Nel giorno dello sdegno degli occidentali per gli orrori sui civili a Bucha, alle porte di Kiev, le forze armate russe hanno intensificato l’offensiva nel sud dell’Ucraina, con raid su depositi di petrolio a Odessa e sul porto di Mykolaiv, che ha provocato vittime. Il fronte costiero si conferma il più caldo, a partire da Mariupol, dove i combattimenti continuano ad ostacolare l’apertura dei corridoi umanitari. Le vie di fuga per i civili sono saltate ancora una volta, anche se i separatisti del Donbass avevano promesso un passaggio sicuro per gli stranieri ancora intrappolati nella città martire.
Nel nord, dopo 39 giorni dall’inizio dell’invasione russa, il conflitto sembra cristallizzato, dopo che le forze di difesa hanno annunciato la «liberazione dell’intera regione di Kiev». Nel resto del Paese lo stato maggiore ucraino ha rilevato attacchi «sistematici, ma meno intensi», perché «le unità delle forze di occupazione si stanno raggruppando, probabilmente per continuare le operazioni attive nella direzione di Izium», città chiave nel centro-est del Paese per bloccare i rinforzi degli ucraini verso il Donbass, che i separatisti filo-Mosca faticano a conquistare del tutto. Nella stessa logica l’offensiva si è concentrata sugli «insediamenti del Lugansk come Rubizne», dove è stato colpito un ospedale, provocando un morto e tre feriti, e per «preparare l’attacco a Severodonetsk e ottenere il controllo di Mariupol».
La guerra si avvicina ad Odessa
La maggiore spinta dei russi sul fronte sud è confermata da nuovi attacchi a Odessa. La perla del Mar Nero finora è stata risparmiata, almeno nel centro urbano, ma Mosca ha annunciato di aver «distrutto con missili di precisione lanciati dal mare una raffineria di petrolio e tre impianti di stoccaggio di carburante nelle vicinanze della città». Non ci sono state vittime, ma i residenti sono scappati nei rifugi dopo le sirene d’allarme, ed alcuni hanno raccontato che le finestre delle loro case sono andate in frantumi dopo le esplosioni. Mentre le autorità locali hanno riferito di «incendi in alcune zone». Il raid su Odessa è servito a «tagliare i rifornimenti di carburante» alle forze ucraine, hanno riferito i russi, che in questa fase si stanno concentrando sugli attacchi ad infrastrutture strategiche per l’approvvigionamento energetico del nemico. Come dimostra il raid di venerdì che ha distrutto la più grande raffineria del Paese, a Kremenchuk, e quelli diretti a depositi di petrolio a Leopoli e Dnipro.

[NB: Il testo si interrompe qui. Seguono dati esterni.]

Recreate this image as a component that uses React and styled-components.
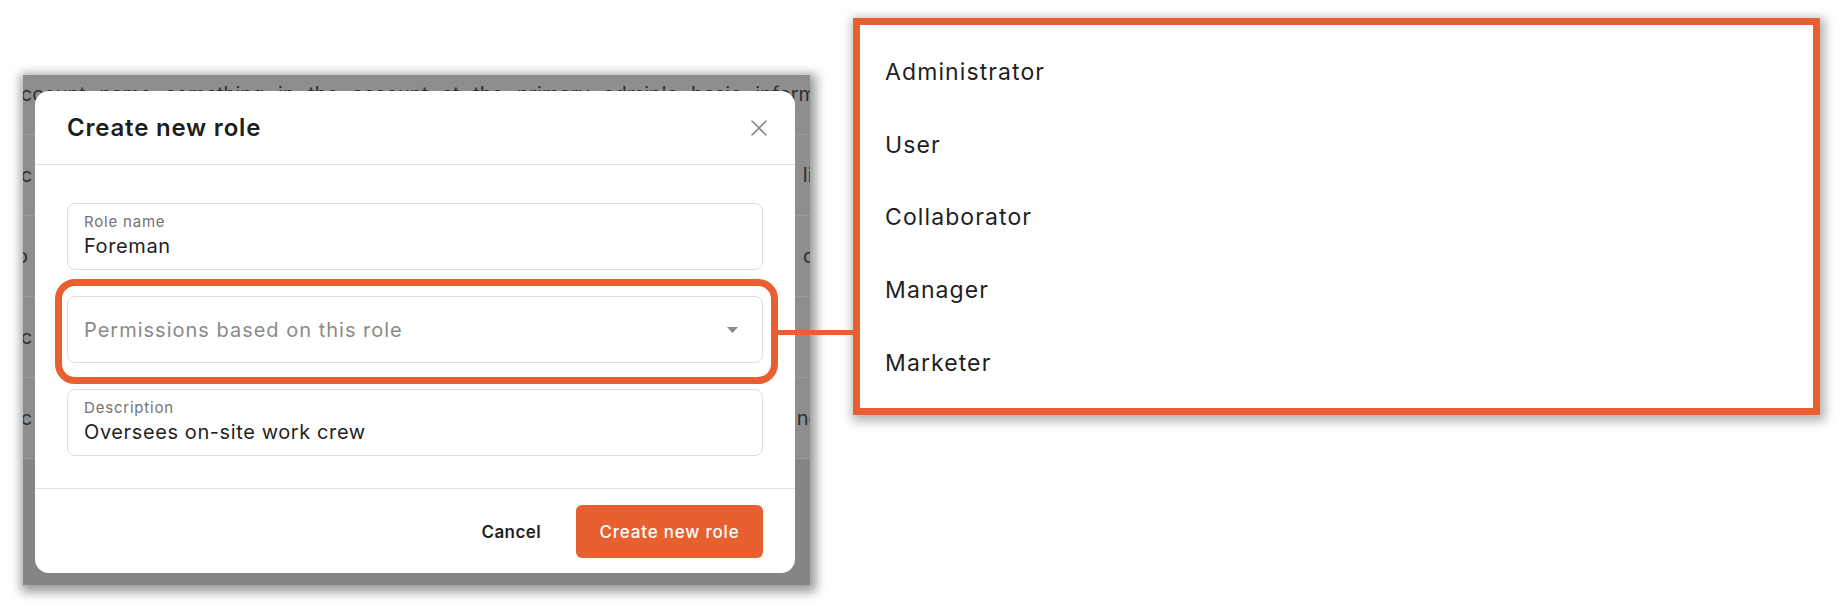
import React from "react";
import styled, { createGlobalStyle } from "styled-components";

const ORANGE = "#e8602f";

const GlobalStyle = createGlobalStyle`
  html, body {
    margin: 0;
    padding: 0;
    background: #ffffff;
  }
  body {
    font-family: Inter, "Open Sans", "Liberation Sans", sans-serif;
    color: #222;
  }
  * {
    box-sizing: border-box;
  }
`;

const backdropRows = [
  { left: "iccount name  something in the account  at the primary admin's basic information", right: "" },
  { left: "ic", right: "lir" },
  { left: "o", right: "di" },
  { left: "ic", right: "" },
  { left: "ic", right: "nc" },
];

const roles = ["Administrator", "User", "Collaborator", "Manager", "Marketer"];

export default function App() {
  return (
    <>
      <GlobalStyle />
      <Page>
        <Frame>
          <Backdrop>
            {backdropRows.map((row, i) => (
              <BackRow key={i} first={i === 0}>
                <BackText>{row.left}</BackText>
                <BackText>{row.right}</BackText>
              </BackRow>
            ))}
          </Backdrop>

          <Modal>
            <ModalHeader>
              <Title>Create new role</Title>
              <CloseButton aria-label="Close">
                <svg width="18" height="18" viewBox="0 0 18 18" fill="none">
                  <path d="M2 2L16 16M16 2L2 16" stroke="#8a8a8a" strokeWidth="1.6" strokeLinecap="round" />
                </svg>
              </CloseButton>
            </ModalHeader>

            <ModalBody>
              <Field>
                <Label>Role name</Label>
                <Value>Foreman</Value>
              </Field>

              <SelectWrap>
                <Select>
                  <Placeholder>Permissions based on this role</Placeholder>
                  <svg width="11" height="6" viewBox="0 0 11 6">
                    <path d="M0 0H11L5.5 6Z" fill="#8a8a8a" />
                  </svg>
                </Select>
                <Highlight />
              </SelectWrap>

              <Field>
                <Label>Description</Label>
                <Value>Oversees on-site work crew</Value>
              </Field>
            </ModalBody>

            <ModalFooter>
              <CancelButton>Cancel</CancelButton>
              <PrimaryButton>Create new role</PrimaryButton>
            </ModalFooter>
          </Modal>
        </Frame>

        <Connector />

        <Dropdown>
          {roles.map((r) => (
            <Option key={r}>{r}</Option>
          ))}
        </Dropdown>
      </Page>
    </>
  );
}

const Page = styled.div`
  position: relative;
  display: flex;
  align-items: flex-start;
  gap: 43px;
  width: 1848px;
  height: 606px;
  padding-left: 23px;
`;

const Frame = styled.div`
  position: relative;
  margin-top: 75px;
  width: 787px;
  height: 510px;
  overflow: hidden;
  background: #858585;
  box-shadow: 2px 3px 10px 4px rgba(0, 0, 0, 0.4);
`;

const Backdrop = styled.div`
  display: flex;
  flex-direction: column;
  background: #8e8e8e;
`;

const BackRow = styled.div`
  display: flex;
  justify-content: space-between;
  align-items: ${({ first }) => (first ? "flex-start" : "center")};
  height: ${({ first }) => (first ? "60px" : "81px")};
  padding-top: ${({ first }) => (first ? "7px" : "0")};
  margin-left: -7px;
  margin-right: -10px;
  border-bottom: 1px solid #9c9c9c;
`;

const BackText = styled.span`
  font-size: 20px;
  color: #2e2e2e;
  white-space: nowrap;
  word-spacing: 8px;
`;

const Modal = styled.div`
  position: absolute;
  left: 12px;
  top: 16px;
  width: 760px;
  height: 482px;
  display: flex;
  flex-direction: column;
  background: #fff;
  border-radius: 14px;
`;

const ModalHeader = styled.div`
  height: 74px;
  display: flex;
  align-items: center;
  justify-content: space-between;
  padding: 0 27px 0 32px;
  border-bottom: 1px solid #e2e2e2;
`;

const Title = styled.h2`
  margin: 0;
  font-size: 24px;
  font-weight: 600;
  color: #1e1e1e;
  letter-spacing: 0.8px;
`;

const CloseButton = styled.button`
  display: flex;
  padding: 0;
  border: none;
  background: none;
  cursor: pointer;
`;

const ModalBody = styled.div`
  display: flex;
  flex-direction: column;
  gap: 26px;
  padding: 38px 32px 32px;
`;

const Field = styled.div`
  height: 67px;
  display: flex;
  flex-direction: column;
  padding: 9px 16px 0;
  border: 1px solid #dcdcdc;
  border-radius: 8px;
  background: #fff;
`;

const Label = styled.span`
  font-size: 15px;
  line-height: 18px;
  color: #737373;
  letter-spacing: 0.8px;
`;

const Value = styled.span`
  margin-top: 2px;
  font-size: 20px;
  line-height: 26px;
  color: #1f1f1f;
  letter-spacing: 0.6px;
`;

const SelectWrap = styled.div`
  position: relative;
`;

const Select = styled.div`
  height: 67px;
  display: flex;
  align-items: center;
  justify-content: space-between;
  padding: 0 24px 0 16px;
  border: 1px solid #dcdcdc;
  border-radius: 8px;
  background: #fff;
`;

const Placeholder = styled.span`
  font-size: 20px;
  color: #8a8a8a;
  letter-spacing: 1px;
`;

const Highlight = styled.div`
  position: absolute;
  left: -12px;
  right: -15px;
  top: -17px;
  bottom: -21px;
  border: 7px solid ${ORANGE};
  border-radius: 20px;
  pointer-events: none;
`;

const ModalFooter = styled.div`
  display: flex;
  justify-content: flex-end;
  align-items: center;
  padding: 16px 32px 14px;
  border-top: 1px solid #e2e2e2;
`;

const CancelButton = styled.button`
  height: 53px;
  padding: 0 16px;
  margin-right: 19px;
  border: none;
  background: none;
  font-family: inherit;
  font-size: 17px;
  font-weight: 600;
  letter-spacing: 0.4px;
  color: #1f1f1f;
  cursor: pointer;
`;

const PrimaryButton = styled.button`
  height: 53px;
  width: 187px;
  border: none;
  border-radius: 6px;
  background: ${ORANGE};
  font-family: inherit;
  font-size: 17px;
  font-weight: 500;
  letter-spacing: 0.8px;
  color: #fff;
  cursor: pointer;
`;

const Connector = styled.div`
  position: absolute;
  left: 778px;
  top: 330px;
  width: 76px;
  height: 5px;
  background: ${ORANGE};
`;

const Dropdown = styled.div`
  margin-top: 18px;
  width: 967px;
  height: 397px;
  display: flex;
  flex-direction: column;
  padding: 11px 25px 9px;
  border: 7px solid ${ORANGE};
  background: #fff;
  box-shadow: 2px 3px 10px 3px rgba(0, 0, 0, 0.3);
`;

const Option = styled.div`
  height: 73px;
  display: flex;
  align-items: center;
  font-size: 23px;
  color: #1f1f1f;
  letter-spacing: 1.1px;
`;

Colpito il porto di Mykolaiv
I bombardamenti hanno colpito anche il porto di Mykolaiv, provocando un morto e 14 feriti, secondo le autorità locali. Anche questa città costiera è da tempo nel mirino dei russi. In attesa di fare crollare, una volta e per tutte, Mariupol. Nella città martire, ormai distrutta, la resa dei cittadini potrebbe arrivare prima per la fame che per i proiettili.
Saltano i corridoi umanitari a Mariupol
Per l’ennesima volta i corridoi umanitari si sono bloccati, ha reso noto il capo dell’unità di crisi ucraino. Secondo il vicesindaco Sergey Orlov sono rimaste 150mila persone, che oltre agli invasori vivono il dramma quotidiano della mancanza di cibo, acqua, elettricità e riscaldamento. All’inizio della giornata i separatisti avevano aperto ad un cessate il fuoco temporaneo per consentire l’uscita dei cittadini stranieri. E’ molto difficile, tuttavia, verificare se qualcuno sia riuscito a scappare. Mariupol nonostante tutto non si arrende, e si conferma il simbolo della resistenza ucraina di fronte agli artigli dell’orso russo. Mosca, al contrario, ha cominciato a guardarsi anche alle spalle. Come dimostra il raid, probabilmente ucraino, che venerdì ha colpito per la prima volta oltre confine, distruggendo un deposito di petrolio a Belgorod. E nella città a 40 km dall’Ucraina, appena due giorni dopo, sono state avvertite nuove esplosioni.